The US economy is dependent on huge inflows of foreign funds, some $2 billion a day, to support its trade and budget deficits, and prop up the share market. The central banks of China and Japan in particular are investing massive sums in US government bonds and other dollar-based assets, using their nearly $2 trillion in foreign currency reserves—accumulated mainly through exports. The Bush administration fears that an escalating trade conflict with Beijing will force it to dump its dollar holdings, precipitating a financial crisis in the US.
The Chinese government is reluctant to antagonise Washington. Beijing is heavily dependent on expanding exports to generate high rates of economic growth and thus millions of jobs for the huge and growing influx of workers from the Chinese countryside. Any slowdown could intensify widespread social discontent and unrest. In order to defuse tensions with Washington, Beijing plans to buy $12.5 billion of US goods ahead of a second round of “strategic economic dialogue” with US in May.
However, Beijing cannot control the deepening economic contradictions.

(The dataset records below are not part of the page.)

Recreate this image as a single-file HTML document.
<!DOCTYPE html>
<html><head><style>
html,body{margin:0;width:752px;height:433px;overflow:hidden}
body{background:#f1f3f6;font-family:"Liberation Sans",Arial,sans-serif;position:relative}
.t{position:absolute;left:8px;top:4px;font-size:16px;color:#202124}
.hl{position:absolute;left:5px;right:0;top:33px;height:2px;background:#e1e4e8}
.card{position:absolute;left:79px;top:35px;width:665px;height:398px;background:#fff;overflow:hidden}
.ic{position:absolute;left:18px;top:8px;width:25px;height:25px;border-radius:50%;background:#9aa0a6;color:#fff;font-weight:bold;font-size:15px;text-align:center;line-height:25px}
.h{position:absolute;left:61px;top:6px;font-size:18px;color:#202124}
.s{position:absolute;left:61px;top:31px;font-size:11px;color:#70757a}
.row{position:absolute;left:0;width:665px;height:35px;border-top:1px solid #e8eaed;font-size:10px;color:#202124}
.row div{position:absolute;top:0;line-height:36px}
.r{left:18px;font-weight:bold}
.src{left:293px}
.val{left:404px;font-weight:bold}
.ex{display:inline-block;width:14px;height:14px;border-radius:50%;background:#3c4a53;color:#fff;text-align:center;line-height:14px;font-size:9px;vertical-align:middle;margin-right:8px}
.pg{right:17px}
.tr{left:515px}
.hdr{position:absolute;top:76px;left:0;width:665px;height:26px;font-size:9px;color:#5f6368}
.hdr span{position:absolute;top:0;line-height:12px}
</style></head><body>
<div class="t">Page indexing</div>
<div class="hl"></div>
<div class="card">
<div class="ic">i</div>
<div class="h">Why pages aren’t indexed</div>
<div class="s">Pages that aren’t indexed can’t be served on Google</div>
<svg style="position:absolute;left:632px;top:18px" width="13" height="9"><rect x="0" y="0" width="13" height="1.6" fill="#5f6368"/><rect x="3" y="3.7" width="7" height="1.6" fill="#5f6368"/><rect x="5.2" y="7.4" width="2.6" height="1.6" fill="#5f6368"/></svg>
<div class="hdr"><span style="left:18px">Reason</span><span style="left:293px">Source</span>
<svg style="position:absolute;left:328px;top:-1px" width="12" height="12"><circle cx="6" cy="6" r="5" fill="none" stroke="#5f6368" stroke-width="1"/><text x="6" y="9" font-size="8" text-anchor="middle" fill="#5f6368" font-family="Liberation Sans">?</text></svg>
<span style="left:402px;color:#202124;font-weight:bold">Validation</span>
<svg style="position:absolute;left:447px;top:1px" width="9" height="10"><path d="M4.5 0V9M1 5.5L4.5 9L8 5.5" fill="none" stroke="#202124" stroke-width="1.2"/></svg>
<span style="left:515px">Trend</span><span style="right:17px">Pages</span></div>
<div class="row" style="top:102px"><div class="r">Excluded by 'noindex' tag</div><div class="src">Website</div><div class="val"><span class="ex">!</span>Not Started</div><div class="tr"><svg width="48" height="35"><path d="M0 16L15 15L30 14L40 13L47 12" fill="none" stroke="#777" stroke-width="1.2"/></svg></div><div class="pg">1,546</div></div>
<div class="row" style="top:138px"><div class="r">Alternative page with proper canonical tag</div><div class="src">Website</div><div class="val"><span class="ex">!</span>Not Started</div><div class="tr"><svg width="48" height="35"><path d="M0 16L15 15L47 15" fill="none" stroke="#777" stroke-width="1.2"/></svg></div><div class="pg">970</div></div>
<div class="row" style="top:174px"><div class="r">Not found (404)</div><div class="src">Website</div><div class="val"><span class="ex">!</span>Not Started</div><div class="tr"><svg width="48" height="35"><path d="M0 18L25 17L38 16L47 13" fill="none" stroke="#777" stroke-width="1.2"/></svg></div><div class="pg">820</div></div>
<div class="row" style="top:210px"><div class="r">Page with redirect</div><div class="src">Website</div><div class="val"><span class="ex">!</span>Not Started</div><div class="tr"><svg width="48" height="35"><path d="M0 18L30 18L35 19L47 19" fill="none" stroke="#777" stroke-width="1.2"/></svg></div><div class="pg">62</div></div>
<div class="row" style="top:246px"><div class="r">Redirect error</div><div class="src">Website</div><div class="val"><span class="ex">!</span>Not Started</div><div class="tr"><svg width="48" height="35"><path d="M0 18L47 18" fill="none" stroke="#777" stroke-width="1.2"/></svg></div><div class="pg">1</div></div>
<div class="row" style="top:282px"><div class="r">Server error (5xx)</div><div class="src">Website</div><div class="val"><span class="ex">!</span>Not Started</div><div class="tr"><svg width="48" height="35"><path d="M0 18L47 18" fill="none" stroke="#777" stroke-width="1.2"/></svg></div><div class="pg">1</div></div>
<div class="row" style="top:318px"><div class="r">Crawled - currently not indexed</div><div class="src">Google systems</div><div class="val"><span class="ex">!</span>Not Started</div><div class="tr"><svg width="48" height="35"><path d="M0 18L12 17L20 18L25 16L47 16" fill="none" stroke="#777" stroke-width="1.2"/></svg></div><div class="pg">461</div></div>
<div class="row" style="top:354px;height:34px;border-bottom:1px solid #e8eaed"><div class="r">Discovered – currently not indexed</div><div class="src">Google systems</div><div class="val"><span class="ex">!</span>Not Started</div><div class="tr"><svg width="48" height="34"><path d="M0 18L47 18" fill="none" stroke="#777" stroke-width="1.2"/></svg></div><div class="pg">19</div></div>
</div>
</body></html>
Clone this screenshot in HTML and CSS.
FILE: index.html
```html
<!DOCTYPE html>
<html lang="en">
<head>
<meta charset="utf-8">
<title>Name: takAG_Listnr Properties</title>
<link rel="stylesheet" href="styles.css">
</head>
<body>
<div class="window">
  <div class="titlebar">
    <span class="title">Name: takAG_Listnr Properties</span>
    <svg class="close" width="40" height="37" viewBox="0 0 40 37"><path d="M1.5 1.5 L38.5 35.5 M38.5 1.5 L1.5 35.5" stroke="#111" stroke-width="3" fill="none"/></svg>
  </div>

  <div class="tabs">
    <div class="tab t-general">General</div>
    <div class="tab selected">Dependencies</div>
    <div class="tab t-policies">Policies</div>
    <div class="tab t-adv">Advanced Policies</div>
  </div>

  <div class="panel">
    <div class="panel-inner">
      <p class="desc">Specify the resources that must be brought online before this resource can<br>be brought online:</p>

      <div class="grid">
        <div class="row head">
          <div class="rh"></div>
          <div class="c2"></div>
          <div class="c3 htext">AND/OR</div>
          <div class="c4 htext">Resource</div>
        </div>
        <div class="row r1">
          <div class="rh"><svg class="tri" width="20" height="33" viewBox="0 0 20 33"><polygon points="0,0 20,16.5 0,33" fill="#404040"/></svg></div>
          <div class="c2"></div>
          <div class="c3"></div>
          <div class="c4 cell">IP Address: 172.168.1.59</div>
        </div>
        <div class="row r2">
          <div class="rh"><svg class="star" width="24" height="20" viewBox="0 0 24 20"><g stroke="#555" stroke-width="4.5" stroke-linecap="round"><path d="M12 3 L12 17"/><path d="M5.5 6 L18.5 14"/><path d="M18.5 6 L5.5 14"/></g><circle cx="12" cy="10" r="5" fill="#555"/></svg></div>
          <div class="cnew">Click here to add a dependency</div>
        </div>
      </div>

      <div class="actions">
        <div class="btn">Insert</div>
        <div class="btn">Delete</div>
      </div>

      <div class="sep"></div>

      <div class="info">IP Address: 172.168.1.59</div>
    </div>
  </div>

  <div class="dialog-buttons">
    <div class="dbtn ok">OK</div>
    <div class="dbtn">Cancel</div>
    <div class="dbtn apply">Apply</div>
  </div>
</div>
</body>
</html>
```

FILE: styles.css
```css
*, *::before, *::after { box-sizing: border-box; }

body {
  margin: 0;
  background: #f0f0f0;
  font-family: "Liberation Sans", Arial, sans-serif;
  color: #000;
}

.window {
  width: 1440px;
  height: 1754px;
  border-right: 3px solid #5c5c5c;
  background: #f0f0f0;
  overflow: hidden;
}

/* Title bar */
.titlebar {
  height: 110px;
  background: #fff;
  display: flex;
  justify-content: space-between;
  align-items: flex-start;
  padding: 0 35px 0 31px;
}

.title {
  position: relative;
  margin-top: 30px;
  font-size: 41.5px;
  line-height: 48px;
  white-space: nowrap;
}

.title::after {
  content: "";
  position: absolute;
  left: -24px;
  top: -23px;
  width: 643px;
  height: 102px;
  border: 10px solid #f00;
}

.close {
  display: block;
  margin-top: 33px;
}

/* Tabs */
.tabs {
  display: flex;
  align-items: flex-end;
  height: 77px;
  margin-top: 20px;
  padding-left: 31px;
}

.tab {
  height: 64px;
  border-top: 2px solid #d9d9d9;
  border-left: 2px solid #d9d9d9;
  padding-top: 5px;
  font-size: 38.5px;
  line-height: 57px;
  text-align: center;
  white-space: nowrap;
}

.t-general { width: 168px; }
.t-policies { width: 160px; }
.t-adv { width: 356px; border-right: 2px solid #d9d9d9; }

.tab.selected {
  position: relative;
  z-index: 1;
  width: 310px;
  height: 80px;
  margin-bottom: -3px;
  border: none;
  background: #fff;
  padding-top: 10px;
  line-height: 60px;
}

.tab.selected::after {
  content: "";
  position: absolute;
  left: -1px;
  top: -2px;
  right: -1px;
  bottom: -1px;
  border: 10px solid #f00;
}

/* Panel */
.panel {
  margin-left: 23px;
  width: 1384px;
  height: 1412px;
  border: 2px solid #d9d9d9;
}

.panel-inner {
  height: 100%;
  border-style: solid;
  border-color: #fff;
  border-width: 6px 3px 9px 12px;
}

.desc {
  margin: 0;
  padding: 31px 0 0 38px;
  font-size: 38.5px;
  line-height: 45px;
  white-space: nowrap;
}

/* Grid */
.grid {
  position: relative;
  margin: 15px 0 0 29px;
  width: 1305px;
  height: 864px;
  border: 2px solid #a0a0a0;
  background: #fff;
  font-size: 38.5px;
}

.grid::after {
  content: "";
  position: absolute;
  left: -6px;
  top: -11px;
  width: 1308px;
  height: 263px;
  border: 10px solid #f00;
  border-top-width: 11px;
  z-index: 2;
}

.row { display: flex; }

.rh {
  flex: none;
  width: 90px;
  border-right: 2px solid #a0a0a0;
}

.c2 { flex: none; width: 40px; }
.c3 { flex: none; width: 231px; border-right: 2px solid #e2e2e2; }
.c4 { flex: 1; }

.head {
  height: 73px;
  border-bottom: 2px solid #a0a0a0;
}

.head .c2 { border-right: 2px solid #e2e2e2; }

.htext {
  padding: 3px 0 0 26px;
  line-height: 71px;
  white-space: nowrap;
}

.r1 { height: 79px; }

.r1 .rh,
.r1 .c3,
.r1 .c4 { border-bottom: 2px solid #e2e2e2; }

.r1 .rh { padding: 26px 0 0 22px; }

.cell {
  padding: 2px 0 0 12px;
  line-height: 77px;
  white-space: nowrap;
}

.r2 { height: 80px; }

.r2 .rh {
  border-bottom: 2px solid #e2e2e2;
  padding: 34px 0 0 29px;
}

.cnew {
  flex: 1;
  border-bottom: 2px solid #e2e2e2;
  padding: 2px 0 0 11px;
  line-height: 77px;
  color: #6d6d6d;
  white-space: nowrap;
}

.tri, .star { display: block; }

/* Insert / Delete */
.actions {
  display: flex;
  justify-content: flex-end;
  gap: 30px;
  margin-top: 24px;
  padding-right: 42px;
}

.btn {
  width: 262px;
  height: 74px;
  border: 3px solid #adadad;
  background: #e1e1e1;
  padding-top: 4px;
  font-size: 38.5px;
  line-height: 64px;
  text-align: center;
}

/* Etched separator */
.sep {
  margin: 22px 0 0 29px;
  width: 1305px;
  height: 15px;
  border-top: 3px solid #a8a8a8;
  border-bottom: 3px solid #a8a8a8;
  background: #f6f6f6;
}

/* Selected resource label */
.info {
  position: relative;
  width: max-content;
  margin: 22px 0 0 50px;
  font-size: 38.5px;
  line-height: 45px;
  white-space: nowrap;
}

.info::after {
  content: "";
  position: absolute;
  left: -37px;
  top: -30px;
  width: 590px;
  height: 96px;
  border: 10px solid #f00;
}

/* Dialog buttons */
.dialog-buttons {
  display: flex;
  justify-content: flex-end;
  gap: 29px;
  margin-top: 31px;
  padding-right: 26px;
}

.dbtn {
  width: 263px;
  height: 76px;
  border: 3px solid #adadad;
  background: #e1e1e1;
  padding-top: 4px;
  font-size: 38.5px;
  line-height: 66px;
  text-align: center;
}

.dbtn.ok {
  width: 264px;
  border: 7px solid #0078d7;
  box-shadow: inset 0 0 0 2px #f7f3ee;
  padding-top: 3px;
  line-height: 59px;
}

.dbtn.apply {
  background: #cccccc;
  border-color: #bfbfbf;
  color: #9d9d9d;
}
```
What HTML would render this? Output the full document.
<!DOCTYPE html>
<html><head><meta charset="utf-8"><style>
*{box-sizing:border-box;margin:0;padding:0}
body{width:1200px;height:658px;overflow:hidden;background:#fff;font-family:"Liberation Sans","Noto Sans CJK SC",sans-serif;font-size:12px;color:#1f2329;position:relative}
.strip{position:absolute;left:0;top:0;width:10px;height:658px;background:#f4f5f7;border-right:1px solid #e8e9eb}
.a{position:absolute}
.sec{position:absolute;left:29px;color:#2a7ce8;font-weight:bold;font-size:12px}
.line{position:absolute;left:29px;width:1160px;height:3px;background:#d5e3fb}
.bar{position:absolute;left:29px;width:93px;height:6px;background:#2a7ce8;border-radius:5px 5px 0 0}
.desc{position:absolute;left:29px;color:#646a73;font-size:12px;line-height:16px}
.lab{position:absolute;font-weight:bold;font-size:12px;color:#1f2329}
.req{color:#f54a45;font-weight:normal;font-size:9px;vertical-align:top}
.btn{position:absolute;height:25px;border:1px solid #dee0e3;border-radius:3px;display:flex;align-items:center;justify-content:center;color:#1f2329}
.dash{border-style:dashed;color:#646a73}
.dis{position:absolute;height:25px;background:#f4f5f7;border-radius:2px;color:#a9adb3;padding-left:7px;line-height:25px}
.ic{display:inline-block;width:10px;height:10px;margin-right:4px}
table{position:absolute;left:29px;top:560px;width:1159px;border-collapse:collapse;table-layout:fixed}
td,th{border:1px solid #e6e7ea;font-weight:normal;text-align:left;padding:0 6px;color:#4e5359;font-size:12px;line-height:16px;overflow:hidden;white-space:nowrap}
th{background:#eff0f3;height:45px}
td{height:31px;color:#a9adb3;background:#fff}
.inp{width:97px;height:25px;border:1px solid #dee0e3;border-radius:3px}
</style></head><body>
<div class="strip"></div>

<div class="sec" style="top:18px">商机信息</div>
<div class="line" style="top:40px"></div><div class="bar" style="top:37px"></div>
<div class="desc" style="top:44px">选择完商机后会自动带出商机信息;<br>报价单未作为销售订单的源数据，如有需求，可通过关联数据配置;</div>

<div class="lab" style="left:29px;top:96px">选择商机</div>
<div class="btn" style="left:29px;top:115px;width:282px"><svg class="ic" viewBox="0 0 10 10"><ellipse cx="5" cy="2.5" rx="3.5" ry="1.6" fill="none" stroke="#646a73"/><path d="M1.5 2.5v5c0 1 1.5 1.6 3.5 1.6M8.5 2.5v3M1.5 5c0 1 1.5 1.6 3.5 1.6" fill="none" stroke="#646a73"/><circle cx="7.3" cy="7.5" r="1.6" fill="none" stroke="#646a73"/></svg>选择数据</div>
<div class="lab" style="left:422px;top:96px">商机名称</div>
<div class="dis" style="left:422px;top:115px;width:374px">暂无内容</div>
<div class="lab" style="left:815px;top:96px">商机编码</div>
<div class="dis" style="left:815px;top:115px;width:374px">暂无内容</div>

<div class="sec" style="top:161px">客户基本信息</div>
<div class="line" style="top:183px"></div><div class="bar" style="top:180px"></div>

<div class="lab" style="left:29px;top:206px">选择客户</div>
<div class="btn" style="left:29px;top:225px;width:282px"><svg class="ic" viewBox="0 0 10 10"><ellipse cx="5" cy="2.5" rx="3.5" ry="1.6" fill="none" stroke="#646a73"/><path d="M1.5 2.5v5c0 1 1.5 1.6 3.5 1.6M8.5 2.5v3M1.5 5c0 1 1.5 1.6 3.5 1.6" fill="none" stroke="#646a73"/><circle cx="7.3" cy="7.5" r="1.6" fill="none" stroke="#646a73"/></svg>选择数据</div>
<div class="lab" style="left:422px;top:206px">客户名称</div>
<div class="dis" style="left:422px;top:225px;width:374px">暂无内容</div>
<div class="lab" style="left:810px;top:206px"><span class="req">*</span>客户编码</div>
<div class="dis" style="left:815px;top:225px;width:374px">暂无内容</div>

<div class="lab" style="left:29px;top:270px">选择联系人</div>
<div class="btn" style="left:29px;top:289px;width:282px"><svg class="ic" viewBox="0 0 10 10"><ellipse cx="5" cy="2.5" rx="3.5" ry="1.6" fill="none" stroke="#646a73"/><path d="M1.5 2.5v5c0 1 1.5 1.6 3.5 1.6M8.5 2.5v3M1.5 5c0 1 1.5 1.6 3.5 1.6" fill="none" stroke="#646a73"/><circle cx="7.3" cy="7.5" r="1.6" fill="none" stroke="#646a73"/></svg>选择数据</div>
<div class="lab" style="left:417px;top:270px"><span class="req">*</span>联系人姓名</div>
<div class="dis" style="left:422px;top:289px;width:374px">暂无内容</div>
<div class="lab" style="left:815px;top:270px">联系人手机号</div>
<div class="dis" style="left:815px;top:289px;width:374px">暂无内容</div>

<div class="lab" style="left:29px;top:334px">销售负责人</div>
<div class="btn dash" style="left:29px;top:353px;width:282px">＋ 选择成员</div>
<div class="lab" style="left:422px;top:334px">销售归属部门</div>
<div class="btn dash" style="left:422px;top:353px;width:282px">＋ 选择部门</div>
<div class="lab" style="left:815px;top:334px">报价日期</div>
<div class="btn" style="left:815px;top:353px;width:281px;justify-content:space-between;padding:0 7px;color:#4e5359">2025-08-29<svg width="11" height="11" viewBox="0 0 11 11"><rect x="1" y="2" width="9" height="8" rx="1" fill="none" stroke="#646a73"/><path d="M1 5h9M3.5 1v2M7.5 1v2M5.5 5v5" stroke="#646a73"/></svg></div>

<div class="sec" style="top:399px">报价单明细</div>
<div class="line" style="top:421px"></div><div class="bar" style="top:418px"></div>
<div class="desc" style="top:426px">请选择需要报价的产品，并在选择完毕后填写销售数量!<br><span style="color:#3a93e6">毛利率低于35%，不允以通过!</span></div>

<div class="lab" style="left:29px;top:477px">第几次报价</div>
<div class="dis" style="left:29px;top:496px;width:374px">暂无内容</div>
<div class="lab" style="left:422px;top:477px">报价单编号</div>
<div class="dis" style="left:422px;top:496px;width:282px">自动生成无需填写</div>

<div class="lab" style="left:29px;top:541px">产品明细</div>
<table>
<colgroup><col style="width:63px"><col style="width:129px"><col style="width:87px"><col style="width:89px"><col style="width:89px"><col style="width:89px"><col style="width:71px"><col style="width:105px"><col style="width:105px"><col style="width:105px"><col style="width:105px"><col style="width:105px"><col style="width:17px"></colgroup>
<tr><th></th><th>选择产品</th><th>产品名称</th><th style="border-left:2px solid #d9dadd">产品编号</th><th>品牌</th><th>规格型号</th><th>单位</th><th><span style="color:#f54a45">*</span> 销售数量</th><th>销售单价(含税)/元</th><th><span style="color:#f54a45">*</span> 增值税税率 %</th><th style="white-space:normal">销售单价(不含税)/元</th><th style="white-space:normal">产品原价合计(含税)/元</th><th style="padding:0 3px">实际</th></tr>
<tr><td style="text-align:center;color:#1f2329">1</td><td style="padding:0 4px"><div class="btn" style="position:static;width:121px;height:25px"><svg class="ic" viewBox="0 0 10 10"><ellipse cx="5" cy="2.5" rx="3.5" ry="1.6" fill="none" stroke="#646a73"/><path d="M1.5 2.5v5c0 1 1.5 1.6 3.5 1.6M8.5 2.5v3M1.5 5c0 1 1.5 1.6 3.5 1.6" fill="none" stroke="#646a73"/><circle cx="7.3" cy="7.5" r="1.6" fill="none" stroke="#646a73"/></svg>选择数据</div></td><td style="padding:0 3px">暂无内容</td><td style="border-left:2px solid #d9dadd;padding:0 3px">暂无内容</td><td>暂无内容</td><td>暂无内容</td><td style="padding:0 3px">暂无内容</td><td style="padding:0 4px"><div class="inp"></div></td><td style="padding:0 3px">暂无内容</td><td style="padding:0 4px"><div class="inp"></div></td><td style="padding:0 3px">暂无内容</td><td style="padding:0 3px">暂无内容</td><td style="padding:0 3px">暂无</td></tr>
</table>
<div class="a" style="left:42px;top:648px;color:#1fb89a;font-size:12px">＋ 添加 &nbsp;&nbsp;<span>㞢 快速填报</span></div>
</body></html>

On March 27, an Asian Development Bank report warned that China’s total trade surplus was expected to reach $257 billion in 2008, up from $177.5 billion last year, regardless of government efforts to slow exports. Beijing has been trying to curb speculative investment bubbles as well, but with little impact. “Should investment continue to run at more than 20 percent a year, what has been a source of growth for many years could turn out to be a curse, if it leads to a further buildup in excess capacity and deflation,” the report said.